* The task *
Go through the material and tally the lines containing the string "page". Give the total alone.

* Dataset content *

------------------------------

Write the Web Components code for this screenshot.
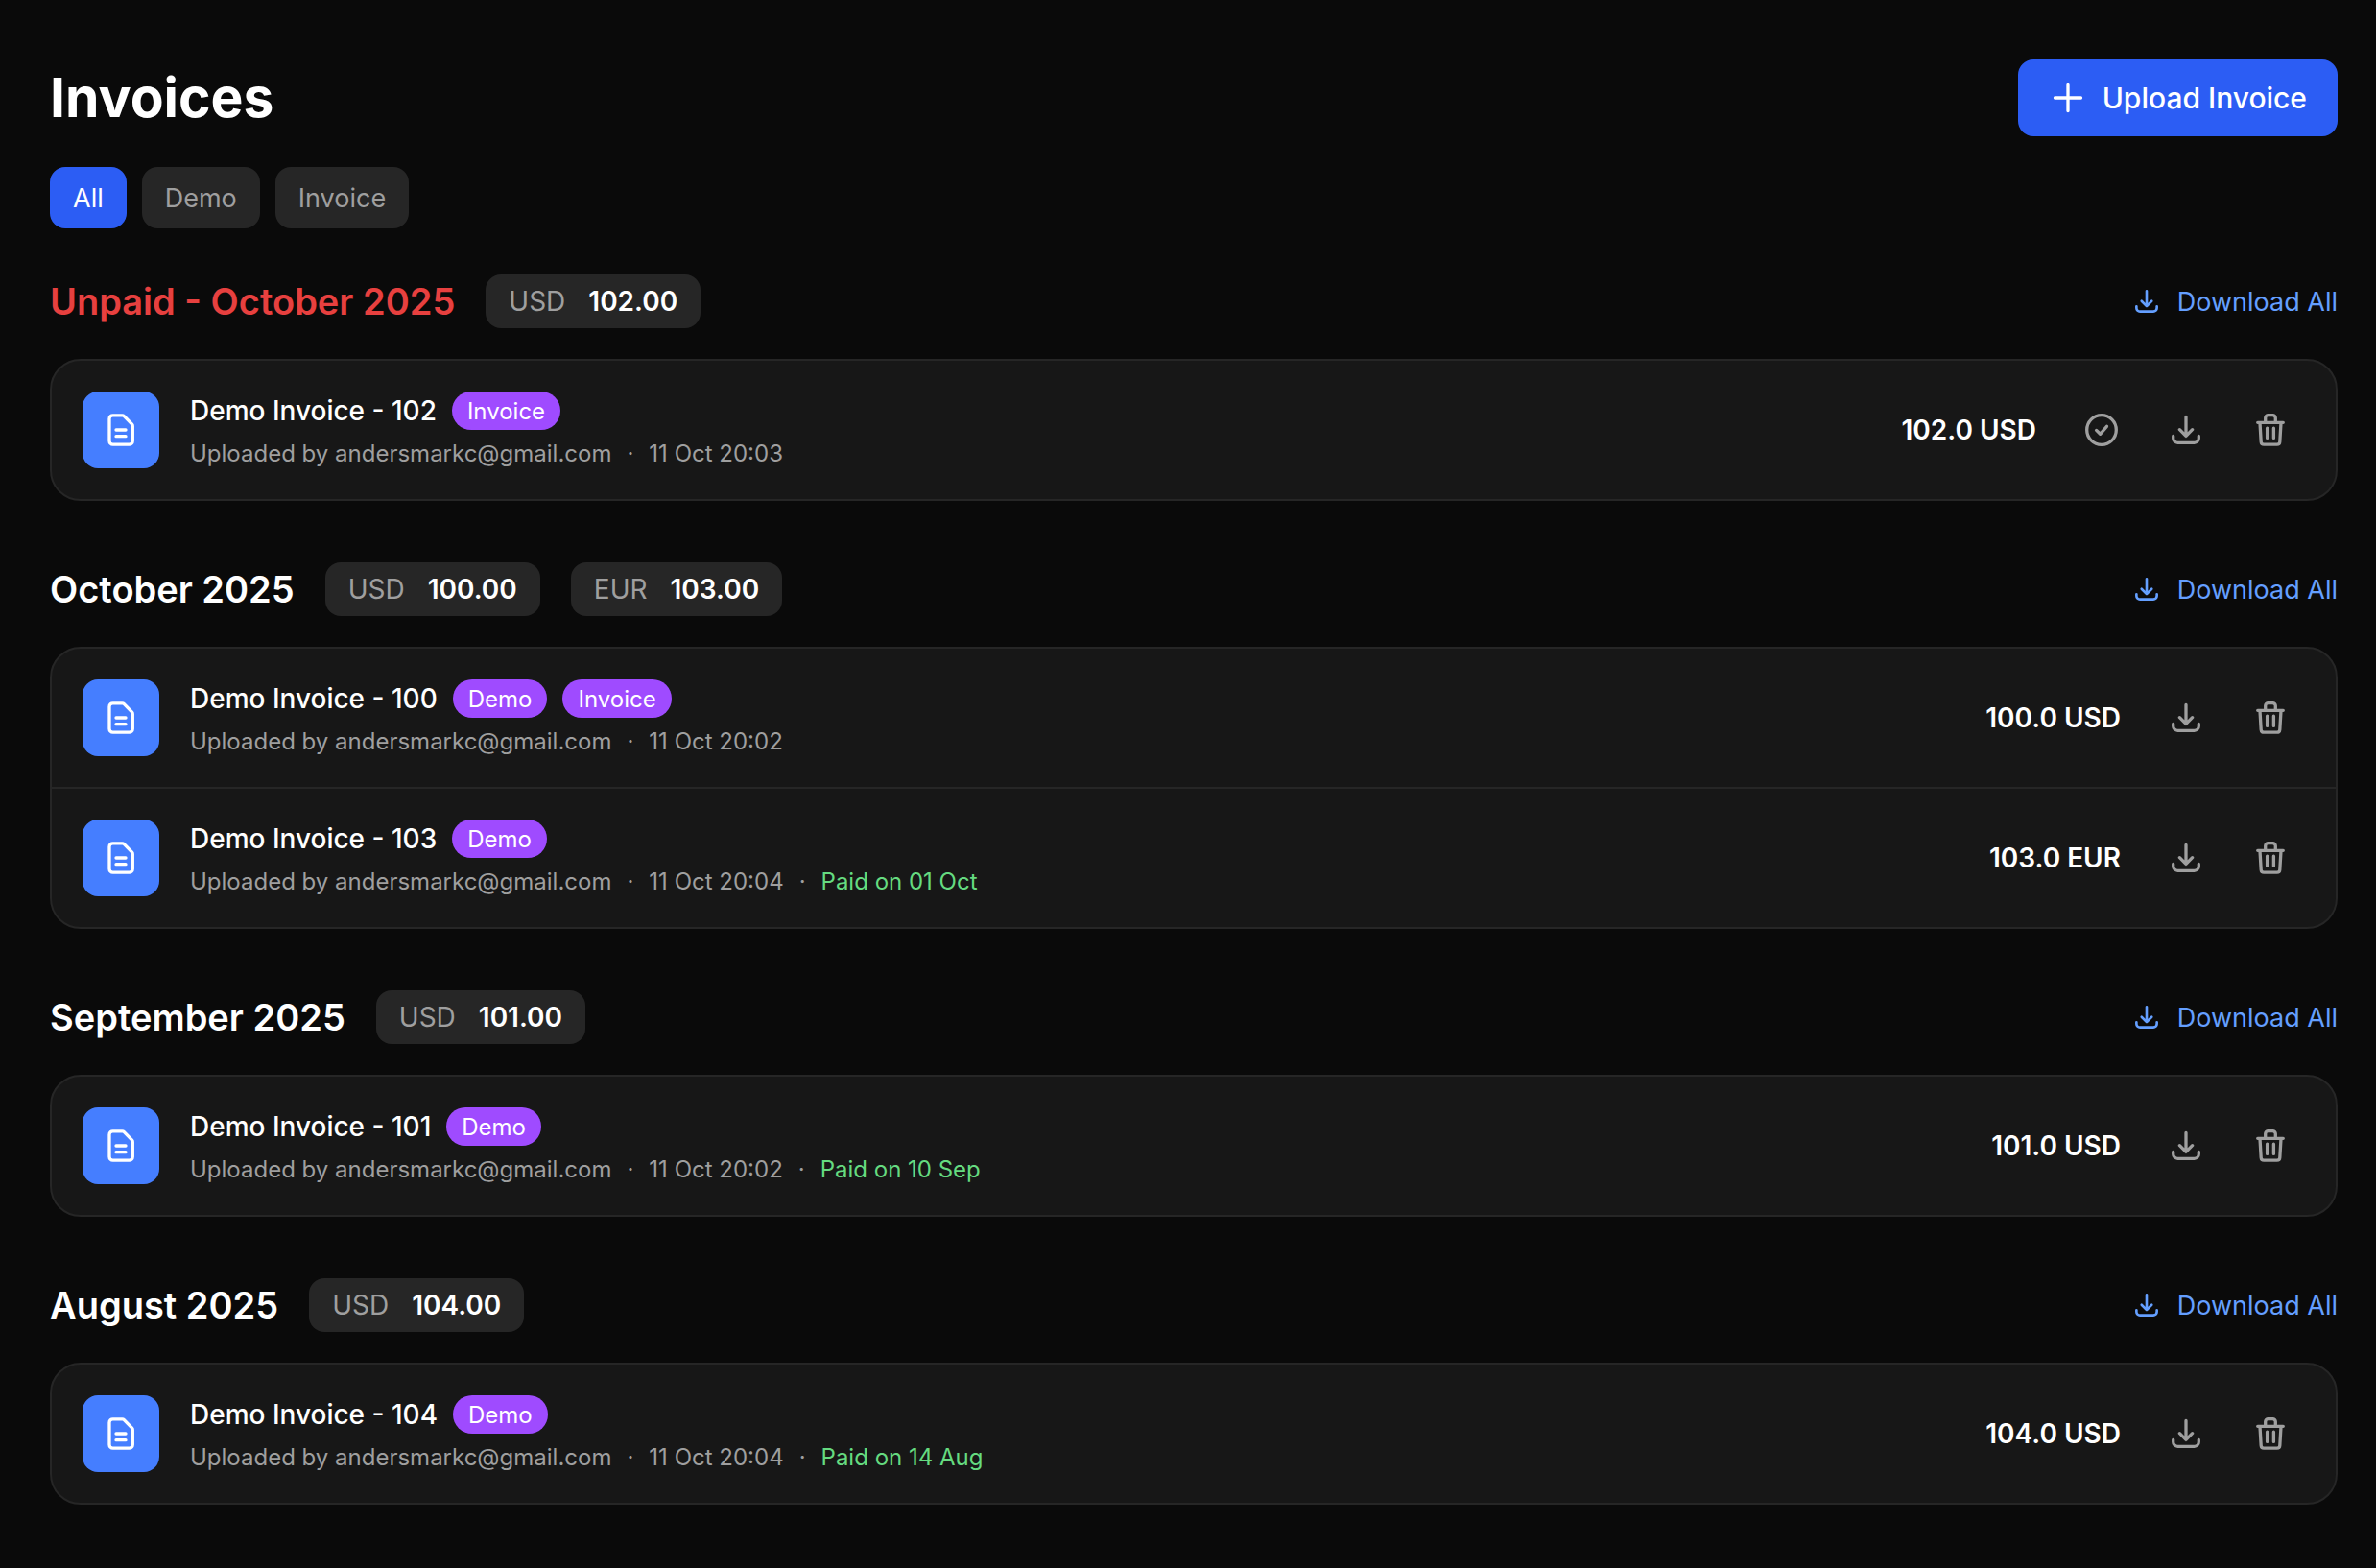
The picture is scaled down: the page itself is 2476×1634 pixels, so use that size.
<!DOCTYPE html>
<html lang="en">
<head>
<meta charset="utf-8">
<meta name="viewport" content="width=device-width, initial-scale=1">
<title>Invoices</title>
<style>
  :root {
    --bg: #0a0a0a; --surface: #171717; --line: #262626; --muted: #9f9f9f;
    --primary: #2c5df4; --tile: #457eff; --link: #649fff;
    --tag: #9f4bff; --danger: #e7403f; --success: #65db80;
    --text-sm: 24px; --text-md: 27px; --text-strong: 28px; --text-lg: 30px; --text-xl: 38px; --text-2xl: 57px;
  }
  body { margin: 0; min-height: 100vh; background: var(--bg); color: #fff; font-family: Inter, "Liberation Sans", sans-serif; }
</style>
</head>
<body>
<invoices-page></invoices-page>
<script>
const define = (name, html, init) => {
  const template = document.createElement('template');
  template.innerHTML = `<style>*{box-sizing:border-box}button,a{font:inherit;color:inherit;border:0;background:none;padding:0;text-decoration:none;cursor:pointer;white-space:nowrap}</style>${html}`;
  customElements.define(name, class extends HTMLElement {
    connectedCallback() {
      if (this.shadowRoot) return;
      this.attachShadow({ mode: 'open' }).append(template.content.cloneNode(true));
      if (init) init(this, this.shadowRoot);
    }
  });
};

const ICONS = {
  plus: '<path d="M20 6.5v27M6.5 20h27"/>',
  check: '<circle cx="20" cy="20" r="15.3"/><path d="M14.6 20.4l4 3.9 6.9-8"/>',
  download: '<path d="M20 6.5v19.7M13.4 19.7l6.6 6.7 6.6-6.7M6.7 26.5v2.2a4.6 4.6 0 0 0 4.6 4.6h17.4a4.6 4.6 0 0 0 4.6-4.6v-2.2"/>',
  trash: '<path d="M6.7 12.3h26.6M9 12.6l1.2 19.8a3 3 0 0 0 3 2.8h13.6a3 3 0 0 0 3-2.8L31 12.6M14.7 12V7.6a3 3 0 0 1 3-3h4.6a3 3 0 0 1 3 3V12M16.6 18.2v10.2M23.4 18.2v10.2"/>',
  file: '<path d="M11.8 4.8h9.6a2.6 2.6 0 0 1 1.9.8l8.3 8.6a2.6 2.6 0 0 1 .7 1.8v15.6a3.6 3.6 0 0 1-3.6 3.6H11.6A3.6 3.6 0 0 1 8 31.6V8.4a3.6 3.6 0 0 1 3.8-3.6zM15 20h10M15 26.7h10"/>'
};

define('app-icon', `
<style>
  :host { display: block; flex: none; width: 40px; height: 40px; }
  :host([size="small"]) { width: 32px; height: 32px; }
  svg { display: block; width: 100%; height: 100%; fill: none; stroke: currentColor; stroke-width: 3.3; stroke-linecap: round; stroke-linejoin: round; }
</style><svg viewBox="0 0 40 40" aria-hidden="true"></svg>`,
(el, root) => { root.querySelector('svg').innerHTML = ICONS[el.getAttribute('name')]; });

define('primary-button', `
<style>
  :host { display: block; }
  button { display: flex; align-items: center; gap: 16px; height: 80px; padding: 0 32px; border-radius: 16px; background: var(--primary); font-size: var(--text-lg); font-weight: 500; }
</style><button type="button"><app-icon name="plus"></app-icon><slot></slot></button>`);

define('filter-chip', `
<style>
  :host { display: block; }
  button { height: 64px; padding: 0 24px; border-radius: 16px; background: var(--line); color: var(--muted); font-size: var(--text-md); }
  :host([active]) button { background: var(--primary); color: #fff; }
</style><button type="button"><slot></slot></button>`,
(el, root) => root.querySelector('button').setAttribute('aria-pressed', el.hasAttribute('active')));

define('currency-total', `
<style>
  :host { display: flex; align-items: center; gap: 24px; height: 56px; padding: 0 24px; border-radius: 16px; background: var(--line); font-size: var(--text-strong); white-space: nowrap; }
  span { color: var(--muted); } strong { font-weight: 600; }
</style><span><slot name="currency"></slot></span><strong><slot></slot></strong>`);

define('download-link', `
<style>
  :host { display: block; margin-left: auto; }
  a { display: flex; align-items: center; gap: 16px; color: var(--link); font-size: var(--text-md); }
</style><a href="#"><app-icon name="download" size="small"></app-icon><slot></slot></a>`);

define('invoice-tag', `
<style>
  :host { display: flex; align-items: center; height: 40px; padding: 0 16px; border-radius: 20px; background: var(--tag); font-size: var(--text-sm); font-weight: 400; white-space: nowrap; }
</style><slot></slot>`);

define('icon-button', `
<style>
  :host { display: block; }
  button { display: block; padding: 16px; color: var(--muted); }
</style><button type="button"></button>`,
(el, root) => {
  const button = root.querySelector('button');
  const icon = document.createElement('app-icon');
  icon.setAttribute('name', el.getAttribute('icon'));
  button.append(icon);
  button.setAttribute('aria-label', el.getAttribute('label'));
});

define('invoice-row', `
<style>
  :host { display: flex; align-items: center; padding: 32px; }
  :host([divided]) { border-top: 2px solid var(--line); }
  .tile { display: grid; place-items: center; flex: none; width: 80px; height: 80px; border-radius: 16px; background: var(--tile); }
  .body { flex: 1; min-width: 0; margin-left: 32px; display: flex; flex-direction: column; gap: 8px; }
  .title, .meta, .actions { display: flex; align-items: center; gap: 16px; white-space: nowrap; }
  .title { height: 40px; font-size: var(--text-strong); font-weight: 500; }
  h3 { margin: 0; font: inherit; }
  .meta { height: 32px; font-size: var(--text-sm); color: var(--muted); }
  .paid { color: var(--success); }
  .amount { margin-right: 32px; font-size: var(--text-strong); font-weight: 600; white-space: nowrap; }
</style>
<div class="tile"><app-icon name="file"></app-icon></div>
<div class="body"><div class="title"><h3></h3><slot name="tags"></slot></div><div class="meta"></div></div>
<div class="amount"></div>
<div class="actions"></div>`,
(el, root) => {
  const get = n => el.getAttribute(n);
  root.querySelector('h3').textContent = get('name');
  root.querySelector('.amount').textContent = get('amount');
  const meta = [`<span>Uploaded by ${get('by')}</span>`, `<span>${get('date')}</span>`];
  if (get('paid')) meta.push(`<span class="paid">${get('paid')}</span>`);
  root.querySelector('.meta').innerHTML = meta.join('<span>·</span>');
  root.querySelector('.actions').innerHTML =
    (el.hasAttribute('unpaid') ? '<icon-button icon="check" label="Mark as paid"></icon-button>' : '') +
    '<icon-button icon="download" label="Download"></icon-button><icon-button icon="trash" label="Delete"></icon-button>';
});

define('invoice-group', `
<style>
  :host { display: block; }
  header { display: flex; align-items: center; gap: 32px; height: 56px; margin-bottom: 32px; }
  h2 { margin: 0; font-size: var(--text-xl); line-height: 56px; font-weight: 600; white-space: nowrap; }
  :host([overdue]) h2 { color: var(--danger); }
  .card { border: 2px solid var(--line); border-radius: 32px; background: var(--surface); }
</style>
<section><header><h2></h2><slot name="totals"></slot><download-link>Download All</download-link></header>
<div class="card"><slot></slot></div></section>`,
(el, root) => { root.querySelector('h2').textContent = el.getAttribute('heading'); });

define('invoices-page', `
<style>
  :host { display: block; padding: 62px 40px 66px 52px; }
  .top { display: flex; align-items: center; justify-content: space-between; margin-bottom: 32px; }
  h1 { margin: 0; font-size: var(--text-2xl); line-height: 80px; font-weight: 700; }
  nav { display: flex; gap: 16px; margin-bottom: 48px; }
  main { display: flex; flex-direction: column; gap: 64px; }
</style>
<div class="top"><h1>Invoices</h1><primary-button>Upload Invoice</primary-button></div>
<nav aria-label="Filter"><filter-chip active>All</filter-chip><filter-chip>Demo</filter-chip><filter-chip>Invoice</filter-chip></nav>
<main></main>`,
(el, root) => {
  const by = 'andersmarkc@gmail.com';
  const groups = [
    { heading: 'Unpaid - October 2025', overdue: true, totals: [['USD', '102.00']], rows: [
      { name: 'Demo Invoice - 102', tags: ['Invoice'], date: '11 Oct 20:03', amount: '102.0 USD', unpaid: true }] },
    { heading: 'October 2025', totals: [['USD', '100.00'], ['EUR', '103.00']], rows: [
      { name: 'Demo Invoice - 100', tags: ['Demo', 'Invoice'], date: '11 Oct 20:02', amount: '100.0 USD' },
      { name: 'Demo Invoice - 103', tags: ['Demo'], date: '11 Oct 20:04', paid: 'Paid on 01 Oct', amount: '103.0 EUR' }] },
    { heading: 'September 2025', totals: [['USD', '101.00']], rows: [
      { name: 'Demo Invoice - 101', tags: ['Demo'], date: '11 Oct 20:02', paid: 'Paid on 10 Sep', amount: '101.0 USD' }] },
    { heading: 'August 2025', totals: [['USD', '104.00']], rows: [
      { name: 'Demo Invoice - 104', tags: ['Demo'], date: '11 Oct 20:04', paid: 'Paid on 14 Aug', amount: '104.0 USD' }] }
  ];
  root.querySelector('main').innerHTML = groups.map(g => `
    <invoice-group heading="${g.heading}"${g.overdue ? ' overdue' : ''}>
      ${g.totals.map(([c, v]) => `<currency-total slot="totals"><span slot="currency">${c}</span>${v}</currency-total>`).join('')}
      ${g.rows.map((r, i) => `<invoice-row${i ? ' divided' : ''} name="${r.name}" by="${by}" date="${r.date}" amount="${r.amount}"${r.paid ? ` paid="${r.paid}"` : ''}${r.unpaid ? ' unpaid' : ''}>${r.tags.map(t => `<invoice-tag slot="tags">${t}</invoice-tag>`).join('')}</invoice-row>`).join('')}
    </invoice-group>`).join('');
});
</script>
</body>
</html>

------------------------------

* The output *
3